### Data excerpt
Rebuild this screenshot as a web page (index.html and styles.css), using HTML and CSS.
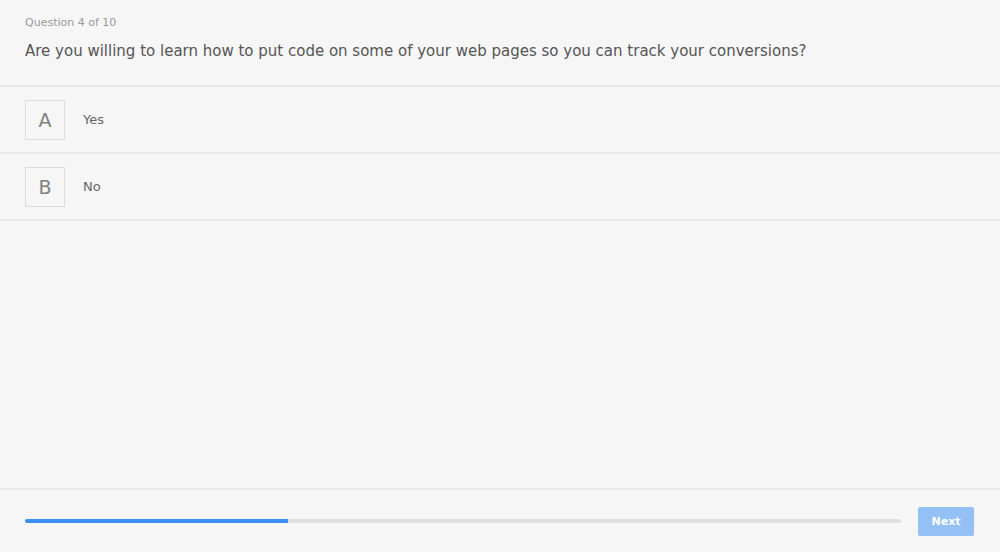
FILE: index.html
```html
<!DOCTYPE html>
<html lang="en">
<head>
    <meta charset="UTF-8">
    <meta name="viewport" content="width=device-width, initial-scale=1.0">
    <title>Quiz</title>
    <link rel="stylesheet" href="styles.css">
</head>
<body>
    <div class="quiz">
        <div class="question-head">
            <div class="question-count">Question 4 of 10</div>
            <div class="question-text">Are you willing to learn how to put code on some of your web pages so you can track your conversions?</div>
        </div>

        <div class="options">
            <div class="option">
                <div class="option-key">A</div>
                <div class="option-label">Yes</div>
            </div>
            <div class="option">
                <div class="option-key">B</div>
                <div class="option-label">No</div>
            </div>
        </div>

        <div class="footer">
            <div class="progress">
                <div class="progress-fill" style="width: 30%"></div>
            </div>
            <button class="next-btn">Next</button>
        </div>
    </div>
</body>
</html>
```

FILE: styles.css
```css
body {
    margin: 0;
    padding: 0;
    background: #f6f6f6;
    font-family: "DejaVu Sans", "Open Sans", sans-serif;
    color: #555;
}

.quiz {
    display: flex;
    flex-direction: column;
    height: 100vh;
}

.question-head {
    padding: 16px 25px 0 25px;
    height: 69px;
    border-bottom: 2px solid #e8e8e8;
}

.question-count {
    font-size: 11px;
    color: #999;
    line-height: 14px;
}

.question-text {
    margin-top: 12px;
    font-size: 15px;
    color: #555;
    line-height: 18px;
}

.options {
    flex: 1;
}

.option {
    display: flex;
    align-items: center;
    height: 65px;
    padding: 0 25px;
    border-bottom: 2px solid #e8e8e8;
}

.option-key {
    width: 38px;
    height: 38px;
    border: 1px solid #dcdcdc;
    display: flex;
    align-items: center;
    justify-content: center;
    font-size: 19px;
    color: #808080;
}

.option-label {
    margin-left: 18px;
    font-size: 13px;
    color: #666;
}

.footer {
    height: 62px;
    border-top: 2px solid #e8e8e8;
    display: flex;
    align-items: center;
    padding: 0 26px 0 25px;
}

.progress {
    flex: 1;
    height: 4px;
    background: #e0e0e0;
    border-radius: 2px;
    overflow: hidden;
}

.progress-fill {
    height: 100%;
    background: #3a8ef6;
}

.next-btn {
    margin-left: 17px;
    width: 56px;
    height: 29px;
    border: none;
    border-radius: 2px;
    background: #93c1f5;
    color: #fff;
    font-family: "DejaVu Sans", sans-serif;
    font-size: 11px;
    font-weight: bold;
    cursor: pointer;
}
```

### Task objective
Copy and report every line where the word "styles" is present.

### Result of this task
Rebuild this screenshot as a web page (index.html and styles.css), using HTML and CSS.
    <link rel="stylesheet" href="styles.css">
FILE: styles.css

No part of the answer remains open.